Dari sebelah timur Gunung Batok atau tepat 500 m di bawah puncak Bromo, saya mengamati tampak bagaimana tetesan air hujan menuruni lembah-lembah yang menganga bekas aliran lava saat gunung-gunung terbentuk jutaan tahun silam. Kemiringan antara 40 - 60° membuat aliran demikian deras dan membentuk lembah curam dan tajam seperti huruf V daripada huruf U.
Air yang masuk ke dalam jurang kecil ini, bukan hanya dari puncak tetapi juga dari wilayah yang datar di bawah puncak yang tidak mengalir deras tetapi hanya merembes dan jatuh lalu membentuk stalaknit kecil yang tidak permanen.

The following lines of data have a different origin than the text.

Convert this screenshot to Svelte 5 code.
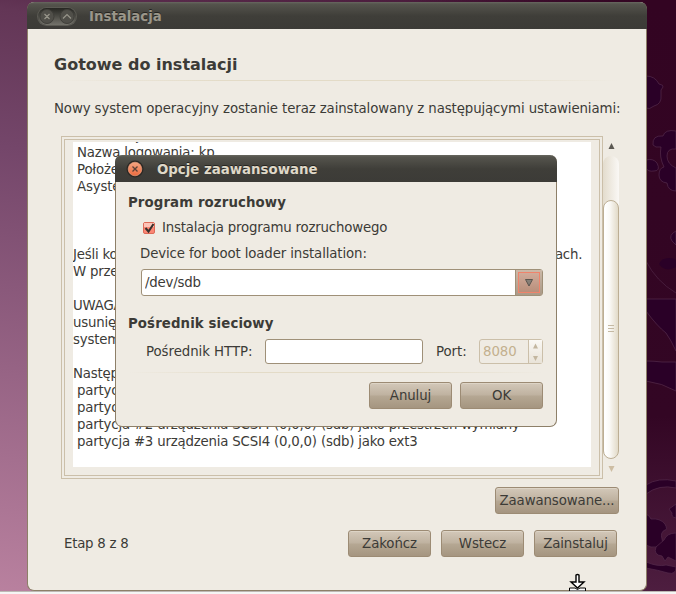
<script>
  let bootloader = $state(true);
  let device = $state('/dev/sdb');
  let proxy = $state('');

  const summary = [
    ' Lokalizacja: Warszawa',
    ' Nazwa logowania: kp',
    ' Położenie: Europe/Warsaw',
    ' Asystent migracji:',
    '',
    '',
    '',
    'Jeśli kontynuujesz,  wymienione poniżej zmiany  zostaną zapisane na dyskach.',
    'W przeciwnym przypadku możliwe będą dalsze zmiany.',
    '',
    'UWAGA: Spowoduje to zniszczenie danych na',
    'usuniętych partycjach oraz na partycjach z nowym',
    'systemem plików.',
    '',
    'Następujące partycje zostaną sformatowane:',
    ' partycja #1 urządzenia SCSI1 (0,0,0) (sda) jako ext4',
    ' partycja #1 urządzenia SCSI4 (0,0,0) (sdb) jako ext4',
    ' partycja #2 urządzenia SCSI4 (0,0,0) (sdb) jako przestrzeń wymiany',
    ' partycja #3 urządzenia SCSI4 (0,0,0) (sdb) jako ext3'
  ];
</script>

<div class="desktop">
  <svg class="wallpaper" width="36" height="594" viewBox="640 0 36 594">
    <g class="petal">
      <path d="M646 76q9 0 13 8q5 1 4 3q-3 2-2 8q1 9-7 11q-5 4-8 2z" />
      <path d="M653 145q-1-10 10-9q2-7 13-5v18q-9-1-9 7q0 8 9 12v23q-8 0-9-8q-8-1-8-8q0-7 5-8q-5-10-3-20q-6 1-8-2z" />
      <path d="M646 160q7-2 11 3q4 8-3 8q-6 1-8-3z" />
      <path d="M676 231q-8 4-4 10l4 4z" />
      <path class="dim" d="M659 264q2-6 10-6q7 0 7 3v6q-11 6-17-3z" />
      <path d="M646 311q11 15 20 22q5 7 10 18v-52h-30z" />
      <path d="M646 361q8 0 16 1h14v29q-14-8-30-10z" />
      <path d="M646 485q12-8 30-4v7q-17-4-30 6z" />
      <path d="M646 514q4 2 5 5q9-1 14 5q3 6 0 6q-5 2-3 9q3 8-6 8q-5 1-10-2z" />
      <path d="M676 504l-7 5l3 4q-1 4 4 5z" />
      <path d="M676 533q-9 0-12 7l-8 7q-3 8 6 9l3 5l3-4l8 4z" />
      <path d="M646 562q12 5 20 3l10 2q0 8-8 6q-10-3-22-5z" />
    </g>
    <path class="line-art" d="M646 261q10 20 30 32" />
  </svg>

  <section class="window main">
    <header class="titlebar">
      <div class="controls">
        <svg width="40" height="20" viewBox="0 0 40 20">
          <circle cx="11" cy="9.5" r="7" />
          <circle cx="31" cy="9.5" r="7" />
          <path d="M8.5 7l5 5M13.5 7l-5 5M27 11.5l4-4l4 4" />
        </svg>
      </div>
      <span class="title">Instalacja</span>
    </header>
    <div class="content">
      <h1>Gotowe do instalacji</h1>
      <hr />
      <p class="intro">Nowy system operacyjny zostanie teraz zainstalowany z następującymi ustawieniami:</p>
      <div class="scroller">
        <div class="frame">
          <div class="frame-inner">
            <div class="summary">
              {#each summary as line}
                <div class="line">{line}</div>
              {/each}
            </div>
          </div>
        </div>
        <div class="scrollbar">
          <svg width="16" height="20"><path d="M8.5 7l3 6h-6z" fill="#5b5852" /></svg>
          <div class="trough">
            <div class="thumb"><i></i><i></i><i></i></div>
          </div>
          <svg width="16" height="20"><path d="M8.5 13l3-6h-6z" fill="#cdbda3" /></svg>
        </div>
      </div>
      <div class="advanced">
        <button class="wide">Zaawansowane...</button>
      </div>
      <footer>
        <span class="step">Etap 8 z 8</span>
        <button>Zakończ</button>
        <button>Wstecz</button>
        <button>Zainstaluj</button>
      </footer>
    </div>
  </section>

  <section class="window dialog">
    <header class="titlebar active">
      <svg class="close" width="20" height="20" viewBox="0 0 20 20">
        <defs>
          <linearGradient id="orange" x1="0" y1="0" x2="0" y2="1">
            <stop offset="0" stop-color="#f5a582" />
            <stop offset="1" stop-color="#ec6b3f" />
          </linearGradient>
        </defs>
        <circle cx="10" cy="10" r="8.5" fill="#2b2723" />
        <circle cx="10" cy="10" r="6.8" fill="url(#orange)" stroke="#f9a987" stroke-width="0.6" />
        <path d="M7.5 7.5l5 5M12.5 7.5l-5 5" stroke="#5a4238" stroke-width="1.3" />
      </svg>
      <span class="title">Opcje zaawansowane</span>
    </header>
    <div class="options">
      <h2>Program rozruchowy</h2>
      <label class="check">
        <input type="checkbox" bind:checked={bootloader} />
        <svg width="14" height="14" viewBox="0 0 14 14">
          <rect x="1.5" y="1.5" width="11" height="11" rx="1.5" fill="#fb8674" stroke="#dd6a58" />
          <rect x="2" y="2" width="10" height="4" fill="#fdc3b7" />
          {#if bootloader}
            <path d="M3.5 7l3 3.5l5-7.500" fill="none" stroke="#35302c" stroke-width="2" />
          {/if}
        </svg>
        <span>Instalacja programu rozruchowego</span>
      </label>
      <div class="device">Device for boot loader installation:</div>
      <div class="combo">
        <input type="text" bind:value={device} />
        <div class="drop">
          <span><svg width="20" height="19"><path d="M6.5 6.500h7l-3.500 6.500z" fill="#857e76" stroke="#5b554e" stroke-width="1" /></svg></span>
        </div>
      </div>
      <h2 class="network">Pośrednik sieciowy</h2>
      <div class="proxy">
        <span class="http">Pośrednik HTTP:</span>
        <input class="entry" type="text" bind:value={proxy} />
        <span class="port">Port:</span>
        <div class="spin">
          <span>8080</span>
          <svg width="13" height="23"><path d="M6.5 3.5l2.500 5h-5zM6.5 21l2.500-5h-5z" fill="#c3b69f" /></svg>
        </div>
      </div>
      <hr />
      <div class="actions">
        <button>Anuluj</button>
        <button>OK</button>
      </div>
    </div>
  </section>

  <svg class="cursor" width="20" height="18" viewBox="0 0 20 18">
    <path d="M8 2q1.500-1 3 0v7h5l-6.500 6l-6.500-6h5z" fill="#fff" stroke="#000" stroke-width="1.4" />
    <path d="M1.500 18v-3h5.500l2.500 1.500l2.500-1.500h5.500v3z" fill="#fff" stroke="#000" />
  </svg>
  <div class="edge"></div>
</div>

<style>
  :global(body) {
    margin: 0;
    overflow: hidden;
  }

  .desktop {
    position: relative;
    width: 676px;
    height: 594px;
    overflow: hidden;
    font-family: 'DejaVu Sans', sans-serif;
    font-size: 13.33px;
    line-height: 17px;
    color: #3c3b37;
    background:
      linear-gradient(90deg, transparent 60%, #330522 95%),
      linear-gradient(8deg, #b9819f 0%, #74466a 65%, #633656 85%, #3d0d2e 100%);
  }

  .wallpaper {
    position: absolute;
    right: 0;
    top: 0;
    background: linear-gradient(#330422, #330624 70%, #4e1e40);
  }

  .petal {
    fill: #2a0027;
    stroke: #542b4c;
    stroke-width: 0.7;
  }

  .dim {
    stroke: none;
  }

  .line-art {
    fill: none;
    stroke: #542b4c;
    stroke-width: 0.6;
  }

  .window {
    position: absolute;
    box-sizing: border-box;
    background: #efebe3;
    border: 1px solid #8d7f68;
    border-top: 0;
    border-radius: 7px;
  }

  .main {
    left: 27px;
    top: 2px;
    width: 620px;
    height: 589px;
  }

  .dialog {
    left: 115px;
    top: 155px;
    width: 442px;
    height: 272px;
  }

  .titlebar {
    display: flex;
    align-items: center;
    height: 27px;
    margin: 0 -1px;
    border-radius: 7px 7px 0 0;
    background: linear-gradient(#686860 0, #55544d 2px, #3f3e39 14px, #3c3b37);
    color: #9a968a;
  }

  .active {
    color: #dfd8c8;
  }

  .title {
    padding-top: 2px;
    font-weight: bold;
    text-shadow: 0 -1px #25241f;
  }

  .controls {
    width: 38px;
    height: 17px;
    margin: 1px 13px 0 11px;
    border-radius: 9px;
    background: linear-gradient(#262622, #74736b);
    box-shadow: 0 0 0 1px #5b5a53;
  }

  .controls svg {
    display: block;
    margin: -1px 0 0 -2px;
  }

  .controls circle {
    fill: #504f49;
    stroke: #403f3a;
  }

  .controls path {
    fill: none;
    stroke: #98968b;
    stroke-width: 1.2;
  }

  .close {
    margin: 1px 12px 0 10px;
  }

  .content {
    padding: 26px 27px 0 26px;
  }

  h1 {
    margin: 0;
    font-size: 16px;
    line-height: 20px;
  }

  hr {
    height: 1px;
    margin: 5px 0 0;
    border: 0;
    background: linear-gradient(90deg, transparent, #e3dbc7 30%, #e3dbc7 70%, transparent);
  }

  .intro {
    margin: 19px 0 0;
    letter-spacing: -0.11px;
    white-space: nowrap;
  }

  .scroller {
    display: flex;
    margin: 19px 0 0 7px;
  }

  .frame {
    box-sizing: border-box;
    flex: none;
    width: 542px;
    height: 343px;
    padding: 2px;
    border: 1px solid #cbbfa9;
  }

  .frame-inner {
    box-sizing: border-box;
    height: 337px;
    padding: 2px 8px 8px;
    border: 1px solid #cbbfa9;
  }

  .summary {
    height: 325px;
    overflow: hidden;
    background: #fff;
    letter-spacing: -0.2px;
  }

  .line {
    height: 17px;
    white-space: pre;
  }

  .line:first-child {
    margin-top: -15px;
  }

  .scrollbar {
    flex: none;
    width: 16px;
  }

  .scrollbar svg {
    display: block;
  }

  .trough {
    height: 303px;
    box-sizing: border-box;
    padding-top: 44px;
    border-radius: 8px;
    background: linear-gradient(90deg, #e3dccd, #faf8f5);
  }

  .thumb {
    box-sizing: border-box;
    height: 259px;
    padding-top: 124px;
    border: 1px solid #bcae94;
    border-radius: 8px;
    background: linear-gradient(90deg, #fff 10%, #faf9f6 40%, #e2dac8);
  }

  .thumb i {
    display: block;
    width: 6px;
    height: 1px;
    margin: 0 auto 2px;
    background: #c5b9a3;
  }

  .advanced {
    display: flex;
    justify-content: flex-end;
    margin-top: 8px;
  }

  button {
    width: 83px;
    height: 27px;
    padding: 0;
    border: 1px solid #9c8b74;
    border-radius: 3px;
    background: linear-gradient(#d3c8b9, #bfb2a0 48%, #b5a793 52%, #a59580);
    box-shadow: inset 0 1px #ddd4c6;
    font: inherit;
    letter-spacing: -0.1px;
    color: #3c3b37;
  }

  .wide {
    width: 124px;
  }

  footer {
    display: flex;
    gap: 10px;
    align-items: center;
    margin: 16px 2px 0 10px;
  }

  .step {
    flex: 1;
    letter-spacing: -0.25px;
  }

  .options {
    padding: 12px 13px 0 12px;
  }

  h2 {
    margin: 0;
    font-size: 13.33px;
    line-height: 17px;
    letter-spacing: 0.1px;
  }

  .check {
    display: flex;
    align-items: center;
    gap: 6px;
    margin: 8px 0 0 14px;
    letter-spacing: -0.2px;
  }

  .check input {
    display: none;
  }

  .device {
    margin: 9px 0 0 12px;
    letter-spacing: -0.12px;
  }

  .combo {
    display: flex;
    box-sizing: border-box;
    height: 27px;
    margin: 7px 0 0 13px;
    border: 1px solid #9f9078;
    border-radius: 3px;
    background: #fff;
  }

  input {
    flex: 1;
    min-width: 0;
    padding: 0 3px;
    border: 0;
    background: transparent;
    font: inherit;
    letter-spacing: -0.2px;
    color: inherit;
    outline: none;
  }

  .drop {
    width: 27px;
    padding: 2px;
    box-sizing: border-box;
    border-left: 1px solid #9f9078;
    background: linear-gradient(#ccb9a8, #ab9a87);
  }

  .drop span {
    display: block;
    box-sizing: border-box;
    height: 21px;
    border: 1px solid #f0836b;
    background: linear-gradient(#d0ab9a, #b98f7b);
  }

  .network {
    margin-top: 19px;
  }

  .proxy {
    display: flex;
    align-items: center;
    margin: 7px 0 0 18px;
    letter-spacing: -0.05px;
  }

  .http {
    width: 119px;
  }

  .entry {
    flex: none;
    box-sizing: border-box;
    width: 158px;
    height: 25px;
    border: 1px solid #9f9078;
    border-radius: 3px;
    background: #fff;
  }

  .port {
    width: 43px;
    margin-left: 13px;
  }

  .spin {
    display: flex;
    box-sizing: border-box;
    width: 64px;
    height: 25px;
    border: 1px solid #cbbfa9;
    border-radius: 3px;
    color: #c3b08e;
    line-height: 23px;
  }

  .spin span {
    width: 45px;
    padding-left: 3px;
    border-right: 1px solid #cbbfa9;
  }

  .spin svg {
    background: linear-gradient(#faf8f4, #e9e3d8);
  }

  .options hr {
    margin-top: 8px;
  }

  .actions {
    display: flex;
    justify-content: flex-end;
    gap: 8px;
    margin-top: 9px;
  }

  .cursor {
    position: absolute;
    left: 568px;
    top: 573px;
  }

  .edge {
    position: absolute;
    left: 0;
    right: 0;
    bottom: 0;
    height: 2px;
    border-top: 1px solid #bdb8b4;
    background: #f5f5f4;
  }
</style>
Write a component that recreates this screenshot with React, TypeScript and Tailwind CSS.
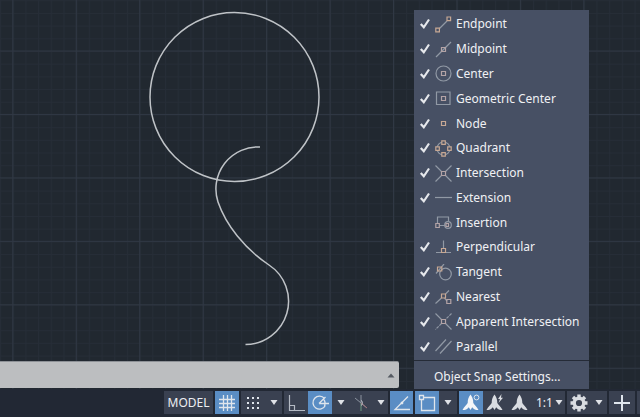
import { useState } from 'react'
import type { ReactNode } from 'react'
import clsx from 'clsx'

interface Snap {
  name: string
  on: boolean
  icon: ReactNode
}

const TAN = '#c7a894'
const PINK = '#b3a3a6'

const snaps: Snap[] = [
  {
    name: 'Endpoint',
    on: true,
    icon: (
      <>
        <path d="M4.5 12.5 12 5" />
        <path stroke={TAN} d="M.8 12.2h3.6v3.6H.8zM12 1h3.6v3.6H12z" />
      </>
    ),
  },
  {
    name: 'Midpoint',
    on: true,
    icon: (
      <>
        <path d="M1 16 16 1" />
        <path stroke={PINK} d="M6.5 6.5h4v4h-4z" />
      </>
    ),
  },
  {
    name: 'Center',
    on: true,
    icon: (
      <>
        <circle cx="8.5" cy="8.5" r="7.5" />
        <path stroke={PINK} d="M6.5 6.5h4v4h-4z" />
      </>
    ),
  },
  {
    name: 'Geometric Center',
    on: true,
    icon: (
      <>
        <path d="M1.5 2h13.5v12.5H1.5z" />
        <path stroke={PINK} d="M6.5 6.5h4v4h-4z" />
      </>
    ),
  },
  { name: 'Node', on: true, icon: <path stroke={TAN} d="M6.5 6.5h4v4h-4z" /> },
  {
    name: 'Quadrant',
    on: true,
    icon: (
      <>
        <circle cx="8.5" cy="8.5" r="6.5" />
        <path
          fill="#475064"
          stroke={TAN}
          d="M6.8.8h3.5v3.5H6.8zM6.8 12.7h3.5v3.5H6.8zM.8 6.8h3.5v3.5H.8zM12.7 6.8h3.5v3.5h-3.5z"
        />
      </>
    ),
  },
  {
    name: 'Intersection',
    on: true,
    icon: (
      <>
        <path d="M.5.5l6 6M10.5 10.5l6 6M16.5.5l-6 6M6.5 10.5l-6 6" />
        <path stroke={PINK} d="M6.5 6.5h4v4h-4z" />
      </>
    ),
  },
  { name: 'Extension', on: true, icon: <path d="M0 8.5h17" /> },
  {
    name: 'Insertion',
    on: false,
    icon: (
      <>
        <path d="M2.5 9V3h11v4.5M4.5 11.5h6" />
        <circle cx="13" cy="11" r="3.3" />
        <path stroke={PINK} d="M.8 9.5h3.5v4H.8zM11 9.5h2.5v3H11z" />
      </>
    ),
  },
  {
    name: 'Perpendicular',
    on: true,
    icon: (
      <>
        <path d="M8.5 1.5v8M1 13.5h5.5M10.5 13.5H16" />
        <path stroke={TAN} d="M6.5 9.5h4v4h-4z" />
      </>
    ),
  },
  {
    name: 'Tangent',
    on: true,
    icon: (
      <>
        <circle cx="10.5" cy="10" r="5.8" />
        <path d="M1 9.5 9 0" />
        <path stroke={TAN} d="M2.5 3h4.3v4H2.5z" />
      </>
    ),
  },
  {
    name: 'Nearest',
    on: true,
    icon: (
      <>
        <path d="M.5 14.5 6.5 9M10.5 5 14 1.5M9.5 9l2.5 3" />
        <path stroke={TAN} d="M6.5 5h4v4h-4z" />
        <path stroke={PINK} d="M11.8 10.5h4v4h-4z" />
      </>
    ),
  },
  {
    name: 'Apparent Intersection',
    on: true,
    icon: (
      <>
        <path d="M.5.5l6 6M10.5 10.5l6 6" />
        <path strokeDasharray="3 1" d="M16.5.5l-6 6M6.5 10.5l-6 6" />
        <path stroke={PINK} d="M6.5 6.5h4v4h-4z" />
      </>
    ),
  },
  { name: 'Parallel', on: true, icon: <path d="M.5 13 11 1.5M5 15.5 16.5 3" /> },
]

function Caret() {
  return (
    <svg viewBox="0 0 8 5" className="h-[5px] w-2" fill="#dfe2e7">
      <path d="M.5 0h7L4 5z" />
    </svg>
  )
}

function Tool({ label, active, className, children }: { label: string; active?: boolean; className?: string; children: ReactNode }) {
  return (
    <button
      type="button"
      aria-label={label}
      aria-pressed={active}
      className={clsx('flex items-center justify-center', active ? 'bg-[#5a8dc4]' : 'bg-[#3a4151]', className ?? 'w-6')}
    >
      {children}
    </button>
  )
}

function Glyph({ children }: { children: ReactNode }) {
  return (
    <svg viewBox="0 0 20 20" className="size-5 shrink-0" fill="none" stroke="#dfe5ec">
      {children}
    </svg>
  )
}

const annoShape = 'M9.5 1.5C11.5 4 12.3 6.5 12.3 10c1.2 2 3.5 3.5 5.2 7-2.8 0-5-.8-6.3-2.8L9.5 17l-1.7-2.8C6.5 16.2 4.3 17 1.5 17c1.7-3.5 4-5 5.2-7 0-3.5.8-6 2.8-8.5z'

function Drawing() {
  return (
    <svg className="absolute inset-0 size-full" fill="none">
      <defs>
        <pattern id="minor" x="12.7" y="51" width="12.69" height="12.69" patternUnits="userSpaceOnUse">
          <path d="M0 .5h12.69M.5 0v12.69" stroke="#262d37" />
        </pattern>
        <pattern id="major" x="12.3" y="50.5" width="63.45" height="63.45" patternUnits="userSpaceOnUse">
          <path d="M0 .5h63.45M.5 0v63.45" stroke="#303844" />
        </pattern>
      </defs>
      <rect width="100%" height="100%" fill="url(#minor)" />
      <rect width="100%" height="100%" fill="url(#major)" />
      <g stroke="#bfc3c7" strokeWidth="1.5">
        <circle cx="234.5" cy="97" r="84.5" />
        <path d="M260 147A42 42 0 0 0 218 202C226 225 244 248 269 265A43.3 43.3 0 0 1 245.5 344.5" />
      </g>
    </svg>
  )
}

function SnapMenu() {
  const [items, setItems] = useState(snaps.map((s) => s.on))

  return (
    <div className="absolute top-[10px] right-[51px] bottom-0 flex w-[175px] flex-col bg-[#475064] text-[12px] text-[#f0f1f4]">
      <div className="grid flex-1 auto-rows-fr pt-0.5 pb-px">
        {snaps.map((snap, i) => (
          <label key={snap.name} className="flex items-center pl-[5px] whitespace-nowrap">
            <span className="mr-1 grid w-3">
              <input
                type="checkbox"
                checked={items[i]}
                onChange={() => setItems(items.map((on, j) => (j === i ? !on : on)))}
                className="peer col-start-1 row-start-1 size-full appearance-none"
              />
              <svg viewBox="0 0 12 12" className="pointer-events-none invisible col-start-1 row-start-1 size-3 peer-checked:visible" fill="none" stroke="#e6e8ec" strokeWidth="2.2">
                <path d="M1.8 6 4.8 9.3 10 1.5" />
              </svg>
            </span>
            <svg viewBox="0 0 17 17" className="mr-1 size-[17px]" fill="none" stroke="#9199a5" strokeWidth="1.2">
              {snap.icon}
            </svg>
            {snap.name}
          </label>
        ))}
      </div>
      <button type="button" className="h-[29px] border-t border-[#252b37] pt-1 pl-5 text-left">
        Object Snap Settings...
      </button>
    </div>
  )
}

function StatusBar() {
  return (
    <footer className="flex h-7 justify-end gap-0.5 bg-[#222834] pt-0.5 pb-[3px] text-[12px] text-[#eceef2]">
      <button type="button" className="w-[49px] bg-[#3a4151]">
        MODEL
      </button>
      <Tool label="Grid" active>
        <Glyph>
          <path strokeWidth="1.3" d="M6.5 2v16M10.5 2v16M14.5 2v16M2 6.5h16M2 10.5h16M2 14.5h16" />
        </Glyph>
      </Tool>
      <div className="flex">
        <Tool label="Snap mode">
          <Glyph>
            <path strokeWidth="2" strokeDasharray="2 3" d="M4 5h12M4 10h12M4 15h12" />
          </Glyph>
        </Tool>
        <Tool label="Snap options" className="w-[17px]">
          <Caret />
        </Tool>
      </div>
      <div className="flex">
        <Tool label="Ortho">
          <Glyph>
            <path stroke="#b4bac4" strokeWidth="1.2" d="M3.5 2v15.5H19M3.5 12.5h5v5" />
          </Glyph>
        </Tool>
        <Tool label="Polar tracking" active>
          <Glyph>
            <path strokeWidth="1.3" d="M14.5 5.5a6.5 6.5 0 1 0 .8 7M9 10.5h10M9 10.5 15.5 4M13.5 6q2.5 3 1 7" />
          </Glyph>
        </Tool>
        <Tool label="Polar options" className="w-[17px]">
          <Caret />
        </Tool>
        <Tool label="Isometric drafting">
          <Glyph>
            <path stroke="#8b939f" d="M10 2v8M4 5l12 10" />
            <path stroke="#6b9a80" d="M10 10v8" />
            <path stroke="#9c6f77" d="M10 10l6 5" />
            <path stroke="#c3c9d1" d="M10 7.5q2.5 1 .5 5" />
          </Glyph>
        </Tool>
        <Tool label="Isometric options" className="w-[15px]">
          <Caret />
        </Tool>
      </div>
      <Tool label="Object snap tracking" active className="w-[23px]">
        <Glyph>
          <path strokeWidth="1.3" d="M16 3.5 3 16.5h15" />
          <circle cx="10" cy="10" r="1" fill="#fff" />
        </Glyph>
      </Tool>
      <div className="flex">
        <Tool label="Object snap" active>
          <Glyph>
            <path strokeWidth="1.3" d="M6.5 4.5H17.5v13H4.5v-11M2.5 2.5h4v4h-4z" />
          </Glyph>
        </Tool>
        <Tool label="Object snap options" className="w-[18px]">
          <Caret />
        </Tool>
      </div>
      <div className="flex">
        <Tool label="Annotation visibility" active>
          <Glyph>
            <path fill="#f3f5f8" stroke="none" d={annoShape} />
            <circle cx="15.5" cy="4.5" r="2.4" />
          </Glyph>
        </Tool>
        <Tool label="Auto scale">
          <Glyph>
            <path fill="#d9dce1" stroke="none" d={annoShape} />
            <path fill="#d9dce1" stroke="none" d="M16.5 1 13 6h2l-1.5 4 4.5-5.2h-2z" />
          </Glyph>
        </Tool>
        <Tool label="Annotation scale" className="w-[26px]">
          <Glyph>
            <path fill="#d9dce1" stroke="none" d={annoShape} />
          </Glyph>
        </Tool>
        <label className="relative flex w-8 items-center bg-[#3a4151] pl-[3px]">
          <select aria-label="Scale" className="w-full appearance-none outline-none">
            <option>1:1</option>
            <option>1:2</option>
          </select>
          <span className="pointer-events-none absolute right-0.5">
            <Caret />
          </span>
        </label>
      </div>
      <div className="flex">
        <Tool label="Workspace">
          <Glyph>
            <circle cx="10" cy="10" r="4.8" stroke="#d9dce1" strokeWidth="3.4" />
            <path stroke="#d9dce1" strokeWidth="3.4" d="M10 1.5v3M10 15.5v3M1.5 10h3M15.5 10h3M4 4l2 2M14 14l2 2M16 4l-2 2M6 14l-2 2" />
          </Glyph>
        </Tool>
        <Tool label="Workspace options" className="w-4">
          <Caret />
        </Tool>
      </div>
      <Tool label="Add" className="w-[26px]">
        <Glyph>
          <path strokeWidth="2" d="M10 2v16M2 10h16" />
        </Glyph>
      </Tool>
      <div className="w-[3px] bg-[#3a4151]" />
    </footer>
  )
}

export default function App() {
  return (
    <div className="flex min-h-screen flex-col bg-[#212830] font-['Noto_Sans',sans-serif]">
      <main className="relative flex flex-1 flex-col justify-end">
        <Drawing />
        <div className="relative mr-[241px] mb-px flex h-[27px] items-center rounded-r-xs border-t border-[#8d9196] bg-[#bcbec0]">
          <input aria-label="Command line" className="h-full min-w-0 flex-1 px-2 text-[12px] text-[#222834] outline-none" />
          <button type="button" aria-label="Command history" className="px-1">
            <svg viewBox="0 0 8 5" className="h-[5px] w-2" fill="#555a62">
              <path d="M.5 4.5h7L4 .5z" />
            </svg>
          </button>
        </div>
        <SnapMenu />
      </main>
      <StatusBar />
    </div>
  )
}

Dari jurang-jurang ini, air mengalir cukup deras ke wilayah timur sejauh 1 Km, tempat yang paling rendah di kawasan puncak Gunung Bromo.
Di wilayah ini, lembah dan jurang sudah mengecil dan menyempit dan tak terlalu dalam serta dasarnya sudah mulai memadat karena bercampur dengan tanah. Sedang di permukaan pasir lembut masih melapisi.
Semakin ke timur, sekitar 1- 2 Km, lembah sudah tak ada lagi selain parit-parit yang lebih kecil namun menyebar bagaikan jari-jari sekalipun jumlahnya tak terlalu banyak. Di sinilah air mulai meresap ke dalam tanah melalui lubang-lubang kecil yang membentuk pusaran air dan pasir menuju perut bumi. Lubang-lubang kecil ini merupakan lubang-lubang kepundan kuno yang meletus melemparkan puncak plateau atau Dataran Tinggi Tengger pada jutaan tahun silam.
Volume air yang besar tentunya tak terserap semua di wilayah ini. Air terus mengalir ke tempat yang lebih datar di arah timur hingga sejauh 3 Km dari puncak-puncak Gunung Batok, Bromo, Watangan, dan Kursi.